この質問は、ほとんど同じような事を聞こうとしています。

単純な聞き方をすれば、「治療後の感じは、どうですか?」です。

しかし、使っている言葉は違うし、先ほど挙げた2つは真逆です。聞こうと思っている事は全て一緒なのに、使用する言葉が違う理由は、その人に合わせて聞こうとしているからです。

「どうですか?」という質問は、最もオープンな質問ですので、理学療法士側の操作は入りにくく、患者が感じたものを答えてくれそうです。

しかし、この質問は明らかな違いがある場合を除いて、かなり危険な質問です。

患者側が「どうですか?」という質問を受けた時に理学療法士の事を良いように見すぎてしまっている場合は、ほぼ間違いなく「なんか良い感じです。」というような返答をします。良くなっている場合と、良くなっていない場合の両方が同じような返答になってしまい理学療法士を混乱させてしまいます。

 

この場合に用いるべきは、極端な単語を使用する事です。

「明らかに良くなっている」「逆に悪くなっている」など中途半端な言葉ではない明確な言葉を使用しなければ、先ほどのような中途半端な返答で返ってきます。

患者自身が、一度否定しなければいけない質問の仕方をする事によって、患者自身で感じた事を表現してもらおうと思って選択する言葉です。
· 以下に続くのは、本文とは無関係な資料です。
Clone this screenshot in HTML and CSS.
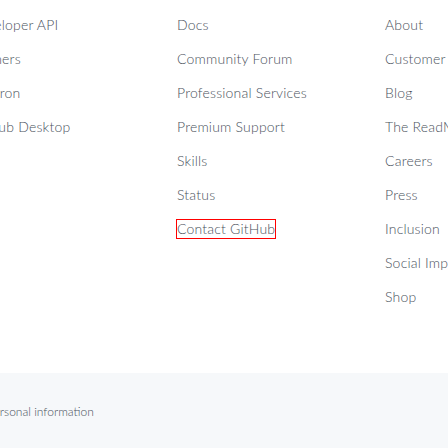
FILE: index.html
```html
<!DOCTYPE html>
<html lang="en">
<head>
<meta charset="utf-8">
<link rel="stylesheet" href="styles.css">
</head>
<body>
<footer class="footer">
  <div class="links">
    <ul class="col">
      <li><a href="#">Developer API</a></li>
      <li><a href="#">Partners</a></li>
      <li><a href="#">Electron</a></li>
      <li><a href="#">GitHub Desktop</a></li>
    </ul>
    <ul class="col">
      <li><a href="#">Docs</a></li>
      <li><a href="#">Community Forum</a></li>
      <li><a href="#">Professional Services</a></li>
      <li><a href="#">Premium Support</a></li>
      <li><a href="#">Skills</a></li>
      <li><a href="#">Status</a></li>
      <li><a href="#" class="focused">Contact GitHub</a></li>
    </ul>
    <ul class="col">
      <li><a href="#">About</a></li>
      <li><a href="#">Customer stories</a></li>
      <li><a href="#">Blog</a></li>
      <li><a href="#">The ReadME Project</a></li>
      <li><a href="#">Careers</a></li>
      <li><a href="#">Press</a></li>
      <li><a href="#">Inclusion</a></li>
      <li><a href="#">Social Impact</a></li>
      <li><a href="#">Shop</a></li>
    </ul>
  </div>
  <div class="bottom">
    <a href="#" class="small">Do not share my personal information</a>
  </div>
</footer>
</body>
</html>
```
FILE: styles.css
```css
html, body {
  margin: 0;
  padding: 0;
  overflow: hidden;
  background: #ffffff;
}
body {
  width: 448px;
  height: 448px;
  font-family: Lato, "Noto Sans", sans-serif;
  font-weight: 300;
}
.footer {
  display: flex;
  flex-direction: column;
  height: 448px;
}
.links {
  display: grid;
  grid-template-columns: 208px 208px 208px;
  margin-left: -31px;
  padding-top: 15px;
  height: 373px;
  box-sizing: border-box;
}
.col {
  list-style: none;
  margin: 0;
  padding: 0;
  white-space: nowrap;
}
.col li {
  height: 20px;
  line-height: 20px;
  margin-bottom: 14px;
  font-size: 14px;
  letter-spacing: 0.2px;
}
.col a {
  color: #4a525c;
  text-decoration: none;
}
.focused {
  display: inline-block;
  line-height: 18px;
  outline: 1px solid #ff0000;
}
.bottom {
  flex: 1;
  background: #f6f8fa;
  padding: 27px 0 0 0;
  margin-left: -102px;
  white-space: nowrap;
}
.small {
  font-size: 12px;
  color: #4a525c;
  text-decoration: none;
  line-height: 16px;
}
```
「明らかに良くなっている。」という言葉を治療者側は用いにくいと思いますが、ついつい良いように答えてしまう患者には必要な質問の仕方です。

明らかに良くなっていれば、そのまま「はい、かなり良くなっています。」

と答えてくれます。しかし、良くなっているように感じていなかったら、「明らかにではないけど、なんか良い感じではありますよ。」と答えます。
この場合の私の受け取り方は、試験的な治療による主観的な変化はないと解釈します。

また、治療による微妙な変化を感じようとせず、治ったか治っていないかという両極端に考える患者の場合は、「良くなっている」という質問には、「良くなっていない」それだけで終わってしまうので、

「悪くなっていませんか?」というように聞きます。悪くなっていれば、「悪くなっている」と答える事が予想できますし、

少し良くなっていれば、「いいや悪くなってないよ。むしろ少しいい感じの気がする。」というように返答してくれます。

ある程度、治療関係を構築できてくると、変に質問の仕方を考えなくても、患者の方が理学療法士が求めている質問を上手く解釈してくれるようになる事が多く、この場合はニュートラルな質問である「どうですか?」が最も適切な質問かもしれません。

しかし、そうではない場合、しっかりと何かを強調して聞いておかないと、曖昧な返答になる事が多いです。

そしてその曖昧さが、どこに傾きやすいかは、その人によって変わってきます。

患者に投げかける質問は、求めている情報を患者が理学療法士に提供しやすい状態へと、理学療法士側で変換する必要があります。

 

こういった取り組みを、感覚的かもしれないけれど少し意識してみるだけで、臨床には変化が起きます。

上記で挙げた例は一例に過ぎず、臨床で行われる患者と理学療法士のコミュニケーションの全てにおいて、当てはまる部分だと思います。

ナラティブリーズニングでいう「その人をみる」というのは、あらゆる場面で言える事です。

本記事では、理学療法士が用いる質問の仕方を取り上げてナラティブリーズニングの一部分を解説させて頂きました。